You’re okay with the law being used this way as long a the ends justify it? Do you see how such a philosophy could easily be turned against you? The system of government you advocate is one solely based on raw power and not one of limited, defined powers.
I think you are seeing this law as an end run around Roe v. Wade. I see it as a way to make abortions safer. You can impugn my motives all you want, but it doesn’t change how I view that law. It is perfectly rational to require safe practices when conducting surgery, even when killing children. Just because some people think that it is unreasonable to have safe practices does not make them right, even if those some people are on the Supreme Court. Remember this is the same Court that decided to allow separate but equal, Kelo, and other monstrosities over the past couple hundred years. Just because they think killing babies is in the Constitution doesn’t make them right.
“Law” is not a pure abstract. Law is pure power. It has been used against justice repeatedly. They institute racism by requiring quotas at schools but insisting that they don’t. They say the government has the right to force me to buy broccoli and health insurance and call it freedom. Don’t tell me that WE need to be nice and sweet while they trample all over the law.
Let me put it bluntly, I’m pretty sure the courts would state that a man has a right to an abortion, regardless of the fact that it is impossible. Abortion is held by court precedent to be a greater right that any freedom under the First Amendment. As abortion is basically our state religion at this point, I don’t see why any legal tactic should be off the table.
There is no way this case will stop Operation Chokepoint.

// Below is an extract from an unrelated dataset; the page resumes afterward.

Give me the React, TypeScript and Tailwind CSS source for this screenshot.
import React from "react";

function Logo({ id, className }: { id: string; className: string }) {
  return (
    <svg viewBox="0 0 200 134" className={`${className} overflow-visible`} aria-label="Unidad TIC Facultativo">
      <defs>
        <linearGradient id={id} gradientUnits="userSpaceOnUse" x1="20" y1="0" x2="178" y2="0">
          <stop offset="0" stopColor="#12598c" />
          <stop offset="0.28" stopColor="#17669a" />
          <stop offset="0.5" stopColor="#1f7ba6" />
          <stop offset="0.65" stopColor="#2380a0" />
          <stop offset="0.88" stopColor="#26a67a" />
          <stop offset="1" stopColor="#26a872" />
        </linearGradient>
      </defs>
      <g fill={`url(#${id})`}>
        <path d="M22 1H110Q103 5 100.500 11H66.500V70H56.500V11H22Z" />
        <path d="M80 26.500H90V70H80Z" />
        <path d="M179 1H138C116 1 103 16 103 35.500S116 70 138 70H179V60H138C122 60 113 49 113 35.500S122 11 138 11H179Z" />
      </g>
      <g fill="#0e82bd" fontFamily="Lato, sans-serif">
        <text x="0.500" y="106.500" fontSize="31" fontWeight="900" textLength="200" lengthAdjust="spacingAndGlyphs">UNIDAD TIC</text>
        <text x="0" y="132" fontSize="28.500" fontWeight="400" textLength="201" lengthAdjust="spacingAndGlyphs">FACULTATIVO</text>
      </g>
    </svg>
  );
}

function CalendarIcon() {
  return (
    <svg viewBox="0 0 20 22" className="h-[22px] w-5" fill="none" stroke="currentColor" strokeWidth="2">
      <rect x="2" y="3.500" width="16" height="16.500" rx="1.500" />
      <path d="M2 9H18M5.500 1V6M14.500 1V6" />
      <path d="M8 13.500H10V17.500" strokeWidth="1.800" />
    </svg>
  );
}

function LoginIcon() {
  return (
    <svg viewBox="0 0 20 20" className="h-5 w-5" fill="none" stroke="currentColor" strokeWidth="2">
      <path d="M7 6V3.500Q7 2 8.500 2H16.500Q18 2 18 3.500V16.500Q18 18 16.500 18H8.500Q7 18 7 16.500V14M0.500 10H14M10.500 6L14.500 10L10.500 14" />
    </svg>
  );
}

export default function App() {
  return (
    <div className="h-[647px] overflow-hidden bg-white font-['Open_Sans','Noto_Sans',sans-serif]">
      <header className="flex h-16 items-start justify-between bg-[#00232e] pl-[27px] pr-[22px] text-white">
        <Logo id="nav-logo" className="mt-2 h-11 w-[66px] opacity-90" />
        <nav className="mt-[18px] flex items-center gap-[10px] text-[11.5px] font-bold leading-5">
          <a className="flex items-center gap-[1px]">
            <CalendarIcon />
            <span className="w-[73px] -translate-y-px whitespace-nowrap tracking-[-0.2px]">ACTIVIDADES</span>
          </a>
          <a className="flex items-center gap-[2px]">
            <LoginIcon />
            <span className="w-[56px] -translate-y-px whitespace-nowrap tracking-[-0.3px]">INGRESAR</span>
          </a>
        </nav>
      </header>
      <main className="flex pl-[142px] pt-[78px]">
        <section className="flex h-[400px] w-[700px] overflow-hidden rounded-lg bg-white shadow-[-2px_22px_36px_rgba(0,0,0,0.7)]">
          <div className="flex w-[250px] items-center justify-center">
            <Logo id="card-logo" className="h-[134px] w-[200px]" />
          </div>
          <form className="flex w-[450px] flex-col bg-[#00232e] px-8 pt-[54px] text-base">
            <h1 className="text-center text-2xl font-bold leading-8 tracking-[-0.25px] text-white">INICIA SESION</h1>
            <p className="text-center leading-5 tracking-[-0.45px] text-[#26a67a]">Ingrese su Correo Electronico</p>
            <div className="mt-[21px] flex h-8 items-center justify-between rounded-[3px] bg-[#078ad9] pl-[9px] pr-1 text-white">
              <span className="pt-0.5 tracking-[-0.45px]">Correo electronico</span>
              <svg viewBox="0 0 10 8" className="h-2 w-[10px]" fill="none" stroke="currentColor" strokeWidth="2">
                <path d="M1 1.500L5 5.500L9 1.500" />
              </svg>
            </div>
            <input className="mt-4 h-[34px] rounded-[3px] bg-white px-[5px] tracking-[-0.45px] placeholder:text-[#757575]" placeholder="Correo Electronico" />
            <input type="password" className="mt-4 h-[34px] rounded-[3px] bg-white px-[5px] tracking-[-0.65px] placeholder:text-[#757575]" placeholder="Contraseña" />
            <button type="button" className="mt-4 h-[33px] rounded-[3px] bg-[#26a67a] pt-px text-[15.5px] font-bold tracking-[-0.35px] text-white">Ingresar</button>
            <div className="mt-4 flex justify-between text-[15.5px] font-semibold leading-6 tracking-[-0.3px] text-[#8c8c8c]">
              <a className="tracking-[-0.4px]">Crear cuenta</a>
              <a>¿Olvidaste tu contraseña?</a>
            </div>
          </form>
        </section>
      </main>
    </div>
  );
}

Majestyk and Jamie could not care less about abortion, so they see this as a clear-cut case of regulation. The left does not care if we stand on principle, most people do not care if we stand on principle, the courts do not care if we stand on principle. If I have to start the libertarian vs. SoCon war again, so be it, but I fail to see the upside in this decision.
Excuse me but you don’t know what the hell you’re talking about. Stop reading our minds and stick to what you actually know.
No disagreement on this whatsoever.
Where we do appear to disagree is on whether this particular Texas law was a good means toward the end of increasing safety (for the mother, at least).
Taking the example I know better, Wisconsin passed a very similar law, at roughly the same time, that would have had nearly the same effect, and that was also overturned. Regardless, the existing Wisconsin law that required Wisconsin abortionists to have transfer agreements with local hospitals is still on the books and, according to one pro-life Ricochetti doctor, is likely to be up to the task.
I don’t know the Wisconsin law. The Texas law required an association with a hospital and also that the clinic itself have hallways wide enough for a gurney and other fairly routine facility requirements. It was not an unreasonable law at all. The left screamed bloody murder (how ironic) because abortion clinics have been back alley shops that don’t have these basic safety requirements. They hollered that almost all would be shut down.
No clinics would have shut down. That was absurd. They would have just rented new facilities. It was a burden, but a reasonable and certainly attainable burden.
From what I understand, admitting privileges are a fairly heavy burden and similar protections are available through much lower standards. Again, in Wisconsin, abortionists were required — and still are required — to have transfer agreements with local hospitals.
If any of Ricochet’s MD’s would care to jump in — @docjay, @doctorrobert, @georgesavage — it be appreciated.